*BRIEF*
In the material below, the lines containing the word "styles" are required; copy each of them.

*DATA FOR THIS EXERCISE*

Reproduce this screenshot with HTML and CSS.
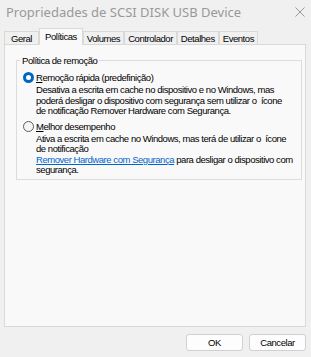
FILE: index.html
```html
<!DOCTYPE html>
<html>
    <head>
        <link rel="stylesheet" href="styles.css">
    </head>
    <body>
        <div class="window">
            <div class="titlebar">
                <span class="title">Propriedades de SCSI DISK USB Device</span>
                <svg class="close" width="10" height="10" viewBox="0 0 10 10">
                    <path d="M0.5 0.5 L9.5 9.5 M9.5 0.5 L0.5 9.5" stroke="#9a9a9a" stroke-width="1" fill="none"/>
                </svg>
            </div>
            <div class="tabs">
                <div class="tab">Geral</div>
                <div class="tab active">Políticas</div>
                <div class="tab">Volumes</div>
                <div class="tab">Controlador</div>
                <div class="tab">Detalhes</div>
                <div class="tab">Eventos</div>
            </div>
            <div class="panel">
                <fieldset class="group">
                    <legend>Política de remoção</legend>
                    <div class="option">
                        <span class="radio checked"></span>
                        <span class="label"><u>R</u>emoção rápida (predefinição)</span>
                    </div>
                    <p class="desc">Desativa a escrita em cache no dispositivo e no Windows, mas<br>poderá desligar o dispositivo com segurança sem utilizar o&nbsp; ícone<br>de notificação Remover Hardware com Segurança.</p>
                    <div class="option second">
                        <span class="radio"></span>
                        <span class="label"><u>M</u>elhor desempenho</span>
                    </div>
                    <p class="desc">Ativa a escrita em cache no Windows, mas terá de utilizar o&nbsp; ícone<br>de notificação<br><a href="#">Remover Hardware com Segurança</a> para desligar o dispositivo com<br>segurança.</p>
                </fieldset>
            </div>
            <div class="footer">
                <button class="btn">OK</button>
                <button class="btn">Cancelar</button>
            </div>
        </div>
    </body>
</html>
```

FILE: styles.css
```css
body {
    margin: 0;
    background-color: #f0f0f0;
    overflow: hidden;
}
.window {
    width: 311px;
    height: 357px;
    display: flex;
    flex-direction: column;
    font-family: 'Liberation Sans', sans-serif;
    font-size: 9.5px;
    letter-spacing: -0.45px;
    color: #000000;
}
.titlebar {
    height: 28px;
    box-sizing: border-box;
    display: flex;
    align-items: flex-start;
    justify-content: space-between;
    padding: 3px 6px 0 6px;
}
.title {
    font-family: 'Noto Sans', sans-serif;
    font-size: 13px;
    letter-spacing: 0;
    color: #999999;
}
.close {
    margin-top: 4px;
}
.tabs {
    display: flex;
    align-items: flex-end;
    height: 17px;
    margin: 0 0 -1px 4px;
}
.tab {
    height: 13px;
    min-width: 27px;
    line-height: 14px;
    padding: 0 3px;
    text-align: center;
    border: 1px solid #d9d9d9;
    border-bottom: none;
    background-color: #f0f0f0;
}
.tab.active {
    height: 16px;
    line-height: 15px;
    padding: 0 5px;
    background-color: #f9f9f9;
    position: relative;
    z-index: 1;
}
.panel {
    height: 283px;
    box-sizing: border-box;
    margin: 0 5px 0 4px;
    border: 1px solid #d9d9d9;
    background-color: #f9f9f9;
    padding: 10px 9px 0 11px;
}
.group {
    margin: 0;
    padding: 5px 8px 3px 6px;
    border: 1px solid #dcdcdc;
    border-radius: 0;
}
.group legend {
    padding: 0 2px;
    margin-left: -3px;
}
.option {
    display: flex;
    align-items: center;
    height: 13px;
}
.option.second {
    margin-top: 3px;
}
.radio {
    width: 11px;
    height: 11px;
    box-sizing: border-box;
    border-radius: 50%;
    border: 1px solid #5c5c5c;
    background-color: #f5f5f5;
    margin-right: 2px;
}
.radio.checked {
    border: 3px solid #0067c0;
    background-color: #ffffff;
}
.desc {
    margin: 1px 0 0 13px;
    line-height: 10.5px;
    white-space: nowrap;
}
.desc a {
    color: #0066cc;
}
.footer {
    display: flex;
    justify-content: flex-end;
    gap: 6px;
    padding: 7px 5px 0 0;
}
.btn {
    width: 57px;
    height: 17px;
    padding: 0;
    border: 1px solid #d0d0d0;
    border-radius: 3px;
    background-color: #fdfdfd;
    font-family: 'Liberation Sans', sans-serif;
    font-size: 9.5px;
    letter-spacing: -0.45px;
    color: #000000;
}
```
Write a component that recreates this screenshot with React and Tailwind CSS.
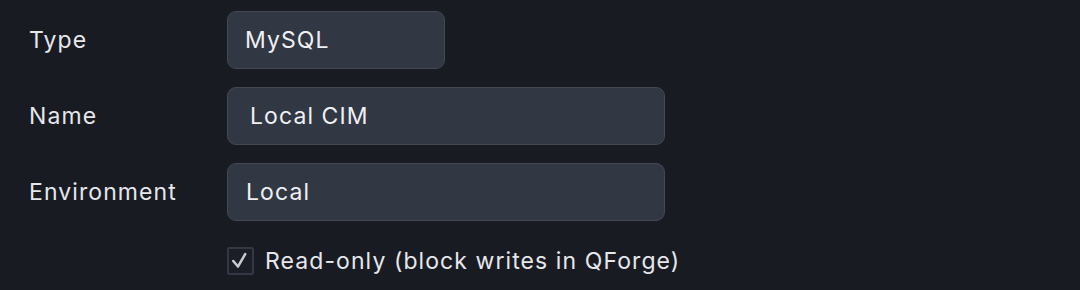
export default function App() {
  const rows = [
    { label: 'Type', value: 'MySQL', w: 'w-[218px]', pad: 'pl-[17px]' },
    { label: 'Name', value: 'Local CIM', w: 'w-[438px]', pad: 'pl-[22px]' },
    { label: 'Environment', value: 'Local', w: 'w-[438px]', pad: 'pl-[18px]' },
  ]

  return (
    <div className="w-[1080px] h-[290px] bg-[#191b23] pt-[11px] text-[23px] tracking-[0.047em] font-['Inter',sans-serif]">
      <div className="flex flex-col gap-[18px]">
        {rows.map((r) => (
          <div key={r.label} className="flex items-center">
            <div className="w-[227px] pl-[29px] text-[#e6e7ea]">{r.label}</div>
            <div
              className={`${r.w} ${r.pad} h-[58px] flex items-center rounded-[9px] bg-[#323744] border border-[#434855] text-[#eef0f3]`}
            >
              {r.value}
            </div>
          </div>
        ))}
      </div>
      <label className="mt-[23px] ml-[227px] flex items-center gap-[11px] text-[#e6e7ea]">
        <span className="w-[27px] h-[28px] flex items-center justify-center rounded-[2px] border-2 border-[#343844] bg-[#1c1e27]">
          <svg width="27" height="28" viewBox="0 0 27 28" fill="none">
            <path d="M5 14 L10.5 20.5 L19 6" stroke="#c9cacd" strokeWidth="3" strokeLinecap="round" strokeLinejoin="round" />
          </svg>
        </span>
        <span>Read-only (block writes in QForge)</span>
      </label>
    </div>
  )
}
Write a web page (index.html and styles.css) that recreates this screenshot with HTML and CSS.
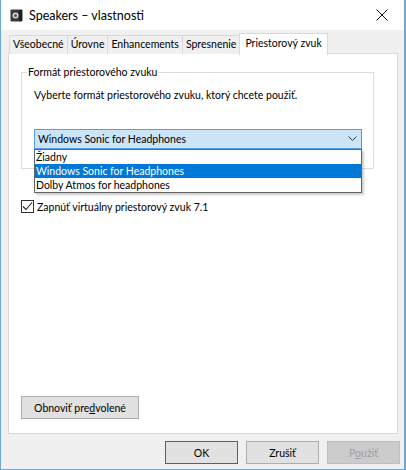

*RESULT*
        <link rel="stylesheet" href="styles.css">
FILE: styles.css
Write a web page (index.html and styles.css) that recreates this screenshot with HTML and CSS.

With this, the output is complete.